The Director-General of Ghana Health Service, Dr Elias Sory, has commended the integrated approach to health care delivery in the Nkwanta District.
He said that had resulted in a reduction in communicable diseases in the area.
Under the Community Based Health Planning Services (CHPS) Programme, being undertaken on pilot basis in the district, communities are actively involved in health management through Community Health Nurses in the rural areas.
The programme has a well-laid referral system, under which patients in critical conditions are sent to particular health facility depending on the illness.
Dr Sory made the commendation when launching the Ghana Essential Medicine Initiative (GEMI) project at Kecheibi in the Nkwanta District.
The project seeks to improve access to child and reproductive health services through a sustainable essential drug cost exemption scheme coupled with appropriate maternity education.
It includes developing and testing health management information systems for monitoring service delivery in rural areas.
Dr Sory stressed the need for the CHPS programme to be replicated nation-wide to achieve results and urged health workers to double their efforts in providing services to patients.

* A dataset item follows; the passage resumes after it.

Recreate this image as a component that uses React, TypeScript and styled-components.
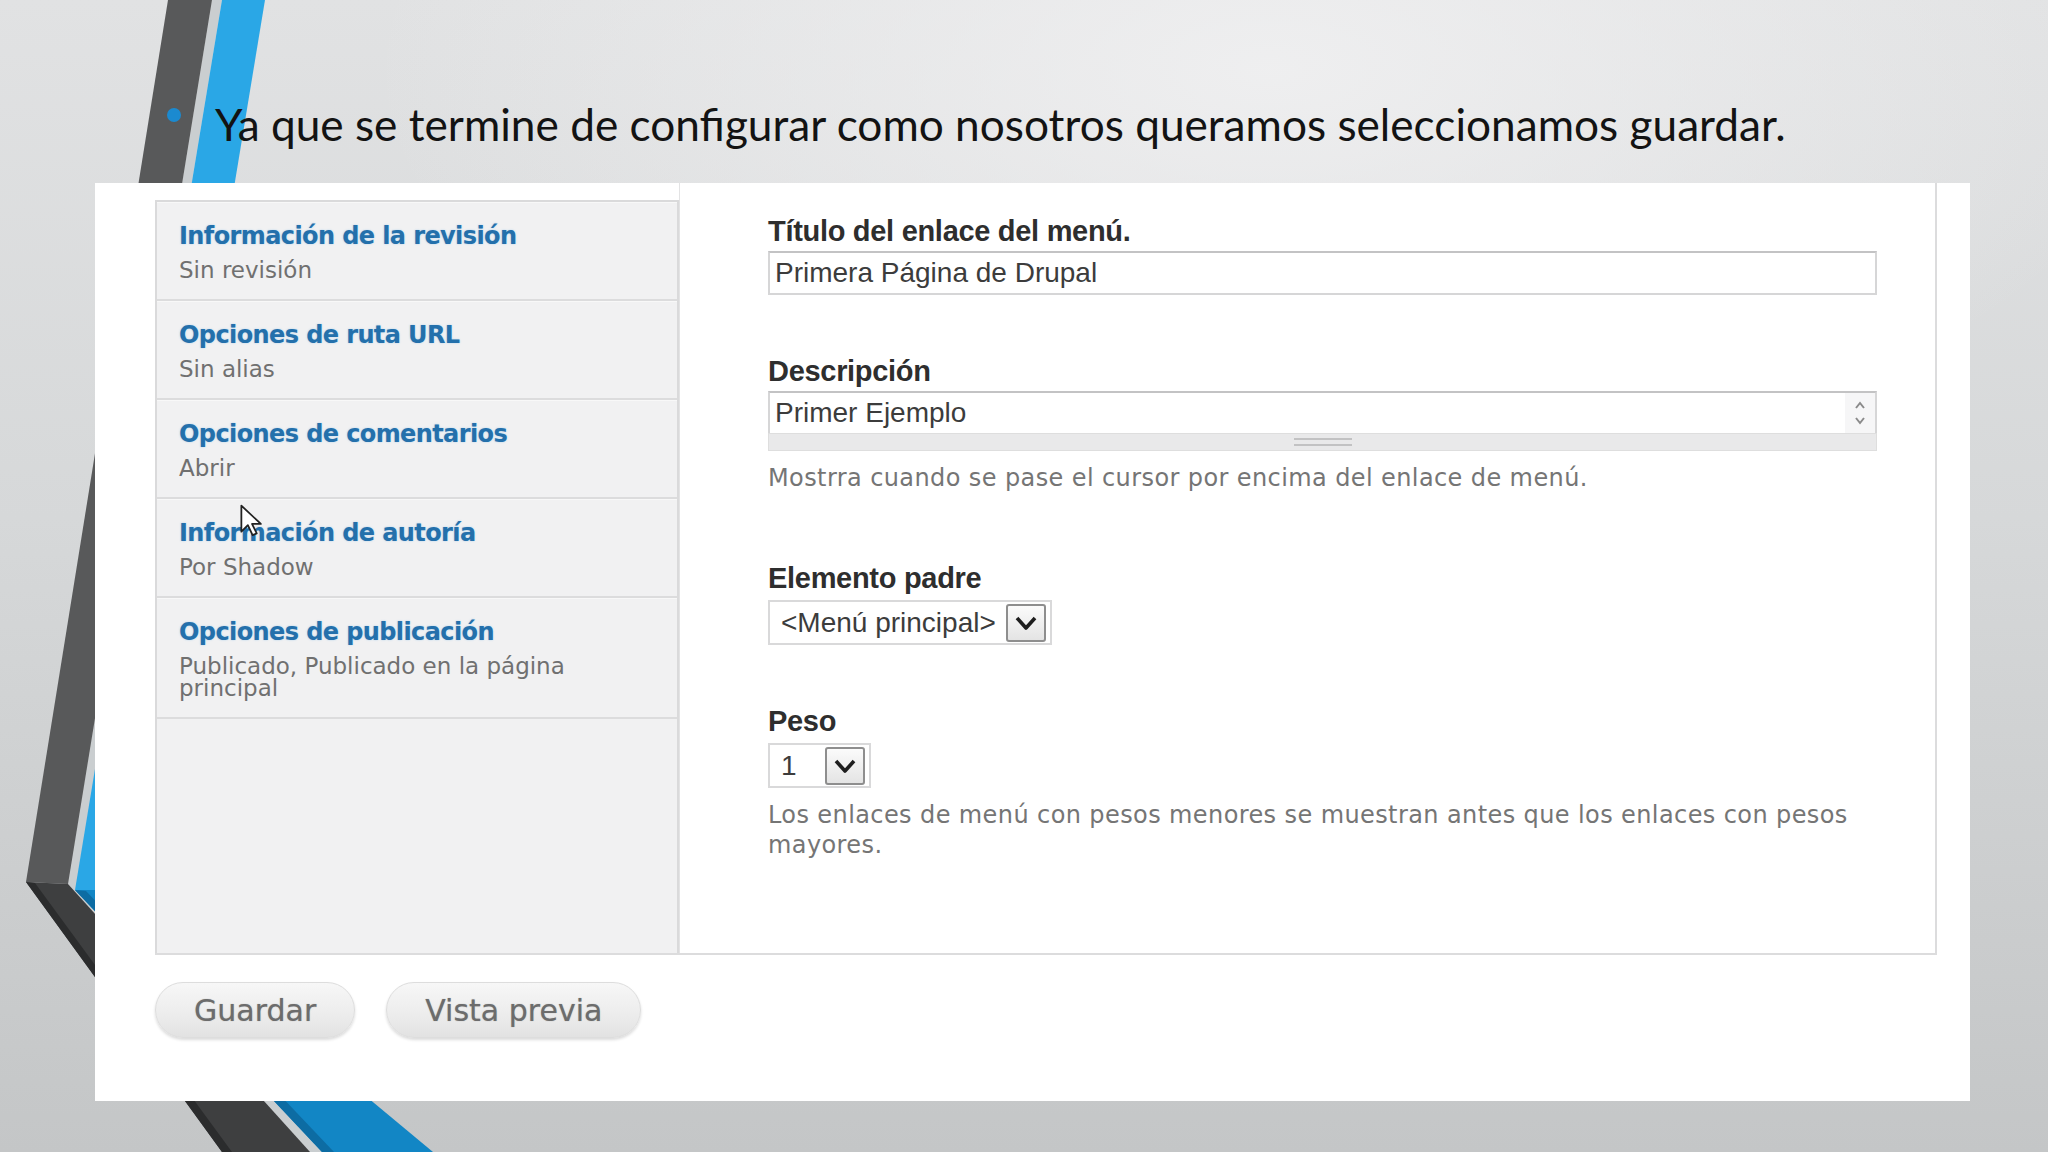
import React from "react";
import styled, { createGlobalStyle } from "styled-components";

const GlobalStyle = createGlobalStyle`
  html, body {
    margin: 0;
    padding: 0;
  }
  body {
    width: 2048px;
    height: 1152px;
    overflow: hidden;
  }
`;

const tabs = [
  { title: "Información de la revisión", summary: "Sin revisión" },
  { title: "Opciones de ruta URL", summary: "Sin alias" },
  { title: "Opciones de comentarios", summary: "Abrir" },
  { title: "Información de autoría", summary: "Por Shadow" },
  {
    title: "Opciones de publicación",
    summary: "Publicado, Publicado en la página principal",
  },
];

function Decor() {
  return (
    <S.Decor viewBox="0 0 2048 1152" preserveAspectRatio="none">
      <polygon points="212,0 222,0 75,890 322,1152 310,1152 68,884" fill="#caced0" />
      <polygon points="168,0 212,0 68,884 26,882" fill="#58595a" />
      <polygon points="26,882 68,884 310,1152 222,1152" fill="#3e3f40" />
      <polygon points="26,882 35,883 232,1152 222,1152" fill="#2b2c2d" />
      <polygon points="222,0 265,0 118,890 75,890" fill="#2aa7e6" />
      <polygon points="75,890 118,890 433,1152 322,1152" fill="#1286c5" />
      <polygon points="75,890 86,891 334,1152 322,1152" fill="#0d6ca3" />
    </S.Decor>
  );
}

function Chevron() {
  return (
    <svg width="26" height="20" viewBox="0 0 26 20">
      <path d="M4 5 L13 15 L22 5" fill="none" stroke="#1e1e1e" strokeWidth="3.6" strokeLinejoin="round" />
    </svg>
  );
}

function Spinner() {
  return (
    <S.Spinner>
      <svg width="14" height="30" viewBox="0 0 14 30">
        <path d="M3 10 L7 5 L11 10" fill="none" stroke="#8a8a8a" strokeWidth="2" />
        <path d="M3 20 L7 25 L11 20" fill="none" stroke="#8a8a8a" strokeWidth="2" />
      </svg>
    </S.Spinner>
  );
}

function Cursor() {
  return (
    <S.Cursor width="26" height="36" viewBox="0 0 22 30">
      <path
        d="M2 2 L2 24 L7.5 18.5 L11.5 27 L15 25.5 L11 17.5 L18.5 17.5 Z"
        fill="#fff"
        stroke="#222"
        strokeWidth="1.5"
        strokeLinejoin="round"
      />
    </S.Cursor>
  );
}

export default function App() {
  return (
    <>
      <GlobalStyle />
      <S.Slide>
        <Decor />
        <S.Heading>
          <S.Bullet />
          <S.HeadingText>
            Ya que se termine de configurar como nosotros queramos seleccionamos guardar.
          </S.HeadingText>
        </S.Heading>
        <S.Panel>
          <S.VerticalTabs>
            <S.TabList>
              {tabs.map((tab) => (
                <S.Tab key={tab.title}>
                  <S.TabTitle>{tab.title}</S.TabTitle>
                  <S.TabSummary>{tab.summary}</S.TabSummary>
                </S.Tab>
              ))}
            </S.TabList>
            <S.Pane>
              <S.Field>
                <S.Label>Título del enlace del menú.</S.Label>
                <S.TextInput>Primera Página de Drupal</S.TextInput>
              </S.Field>
              <S.Field>
                <S.Label>Descripción</S.Label>
                <S.TextArea>
                  <S.TextAreaBox>
                    <span>Primer Ejemplo</span>
                    <Spinner />
                  </S.TextAreaBox>
                  <S.Grip>
                    <S.GripLines />
                  </S.Grip>
                </S.TextArea>
                <S.Help>Mostrra cuando se pase el cursor por encima del enlace de menú.</S.Help>
              </S.Field>
              <S.Field>
                <S.Label>Elemento padre</S.Label>
                <S.Select $width={284}>
                  <S.SelectValue>&lt;Menú principal&gt;</S.SelectValue>
                  <S.SelectButton>
                    <Chevron />
                  </S.SelectButton>
                </S.Select>
              </S.Field>
              <S.Field>
                <S.Label>Peso</S.Label>
                <S.Select $width={103}>
                  <S.SelectValue>1</S.SelectValue>
                  <S.SelectButton>
                    <Chevron />
                  </S.SelectButton>
                </S.Select>
                <S.Help>
                  Los enlaces de menú con pesos menores se muestran antes que los enlaces con pesos mayores.
                </S.Help>
              </S.Field>
            </S.Pane>
          </S.VerticalTabs>
          <S.Actions>
            <S.Button>Guardar</S.Button>
            <S.Button>Vista previa</S.Button>
          </S.Actions>
        </S.Panel>
        <Cursor />
      </S.Slide>
    </>
  );
}

const S = {
  Slide: styled.div`
    position: relative;
    width: 2048px;
    height: 1152px;
    overflow: hidden;
    background:
      radial-gradient(ellipse 900px 420px at 62% 6%, rgba(240, 240, 241, 0.9), rgba(240, 240, 241, 0)),
      linear-gradient(180deg, #e1e2e3 0%, #d6d8d9 45%, #c4c6c7 100%);
  `,
  Decor: styled.svg`
    position: absolute;
    left: 0;
    top: 0;
    width: 2048px;
    height: 1152px;
  `,
  Heading: styled.div`
    position: relative;
    box-sizing: border-box;
    height: 183px;
    padding: 97px 0 0 167px;
    display: flex;
    align-items: flex-start;
  `,
  Bullet: styled.span`
    flex: none;
    width: 14px;
    height: 14px;
    margin-top: 11px;
    margin-right: 34px;
    border-radius: 50%;
    background: #1b8ad0;
  `,
  HeadingText: styled.div`
    font-family: Lato, "Open Sans", sans-serif;
    font-size: 44.2px;
    line-height: 54px;
    color: #131313;
    white-space: nowrap;
  `,
  Panel: styled.div`
    position: relative;
    box-sizing: border-box;
    margin-left: 95px;
    width: 1875px;
    height: 918px;
    padding: 0 33px 0 60px;
    background: #fff;
  `,
  VerticalTabs: styled.div`
    display: flex;
    height: 772px;
    border-bottom: 2px solid #dcdcdd;
    box-sizing: border-box;
  `,
  TabList: styled.div`
    flex: none;
    box-sizing: border-box;
    width: 524px;
    margin-top: 17px;
    background: #f1f1f2;
    border: 2px solid #dadadb;
    border-bottom: none;
  `,
  Tab: styled.div`
    padding: 20px 24px 18px 22px;
    border-bottom: 2px solid #dcdcdd;
    box-shadow: inset 0 1px 0 #f8f8f8;
  `,
  TabTitle: styled.div`
    font-family: "DejaVu Sans", Verdana, sans-serif;
    font-weight: bold;
    font-size: 24px;
    letter-spacing: -0.6px;
    line-height: 28px;
    color: #2470ab;
    text-shadow: 0 0 2px rgba(90, 170, 230, 0.45);
  `,
  TabSummary: styled.div`
    margin-top: 9px;
    max-width: 420px;
    font-family: "DejaVu Sans", Verdana, sans-serif;
    font-size: 23px;
    line-height: 22px;
    color: #707070;
  `,
  Pane: styled.div`
    flex: 1;
    padding: 32px 0 0 88px;
    border-right: 2px solid #dcdcdd;
    border-left: 1px solid #e3e3e4;
  `,
  Field: styled.div`
    display: flow-root;
    & + & {
      margin-top: 60px;
    }
  `,
  Label: styled.div`
    font-family: "Liberation Sans", Arial, sans-serif;
    font-weight: bold;
    font-size: 29px;
    line-height: 32px;
    letter-spacing: -0.3px;
    color: #2e2e2e;
    margin-bottom: 4px;
  `,
  TextInput: styled.div`
    box-sizing: border-box;
    width: 1109px;
    height: 44px;
    padding-left: 5px;
    display: flex;
    align-items: center;
    border: 2px solid #d6d6d7;
    border-top-color: #c3c3c4;
    font-family: "Liberation Sans", Arial, sans-serif;
    font-size: 28px;
    color: #3c3c3c;
  `,
  TextArea: styled.div`
    width: 1109px;
    margin-top: 1px;
  `,
  TextAreaBox: styled.div`
    box-sizing: border-box;
    height: 42px;
    padding-left: 5px;
    display: flex;
    align-items: center;
    justify-content: space-between;
    border: 2px solid #d6d6d7;
    border-top-color: #c3c3c4;
    border-bottom: none;
    font-family: "Liberation Sans", Arial, sans-serif;
    font-size: 28px;
    color: #3c3c3c;
  `,
  Spinner: styled.div`
    display: flex;
    align-items: center;
    justify-content: center;
    width: 30px;
    height: 100%;
    background: #f6f6f7;
  `,
  Grip: styled.div`
    box-sizing: border-box;
    height: 18px;
    display: flex;
    align-items: center;
    justify-content: center;
    background: #e9e9ea;
    border: 1px solid #dedede;
  `,
  GripLines: styled.div`
    width: 58px;
    height: 4px;
    border-top: 2px solid #c2c2c3;
    border-bottom: 2px solid #c2c2c3;
  `,
  Help: styled.div`
    max-width: 1110px;
    margin: 12px 0 9px;
    font-family: "DejaVu Sans", Verdana, sans-serif;
    font-size: 24px;
    letter-spacing: 0.4px;
    line-height: 30px;
    color: #757575;
  `,
  Select: styled.div<{ $width: number }>`
    box-sizing: border-box;
    width: ${(p) => p.$width}px;
    height: 45px;
    margin-top: 6px;
    padding: 0 4px 0 11px;
    display: flex;
    align-items: center;
    border: 2px solid #d9d9da;
    background: #fff;
  `,
  SelectValue: styled.div`
    flex: 1;
    font-family: "Liberation Sans", Arial, sans-serif;
    font-size: 28px;
    color: #3c3c3c;
    white-space: nowrap;
  `,
  SelectButton: styled.div`
    box-sizing: border-box;
    width: 40px;
    height: 38px;
    display: flex;
    align-items: center;
    justify-content: center;
    border: 2px solid #8e8e8e;
    border-radius: 3px;
    background: linear-gradient(180deg, #fbfbfb, #e4e4e4);
  `,
  Actions: styled.div`
    display: flex;
    gap: 31px;
    margin-top: 27px;
  `,
  Button: styled.div`
    box-sizing: border-box;
    height: 56px;
    padding: 0 38px;
    display: flex;
    align-items: center;
    border-radius: 28px;
    border: 1px solid #dddddd;
    background: linear-gradient(180deg, #f7f7f7 0%, #ececec 60%, #e2e2e2 100%);
    box-shadow: 0 2px 3px rgba(0, 0, 0, 0.14);
    font-family: "DejaVu Sans", Verdana, sans-serif;
    font-size: 30px;
    color: #6c6c6c;
    text-shadow: 0 0 1px rgba(80, 80, 80, 0.5);
  `,
  Cursor: styled.svg`
    position: absolute;
    left: 239px;
    top: 503px;
  `,
};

Dr Koku Awoonor-Williams, Nkwanta District Director of Health Services said the project was a partnership for health development between the GHS, Ghana National Population Council and four United States Pharmaceutical Companies targeted at pregnant women, children and the vulnerable in the communities.
He commended World Vision International (WVI) for assisting the project at Kecheibi and would be replicated in other districts.
Dr Awoonor-Williams said drugs under the project would take care of malaria, diarrhoea, cough and cold, upper respiratory tract infection and the six childhood killer diseases.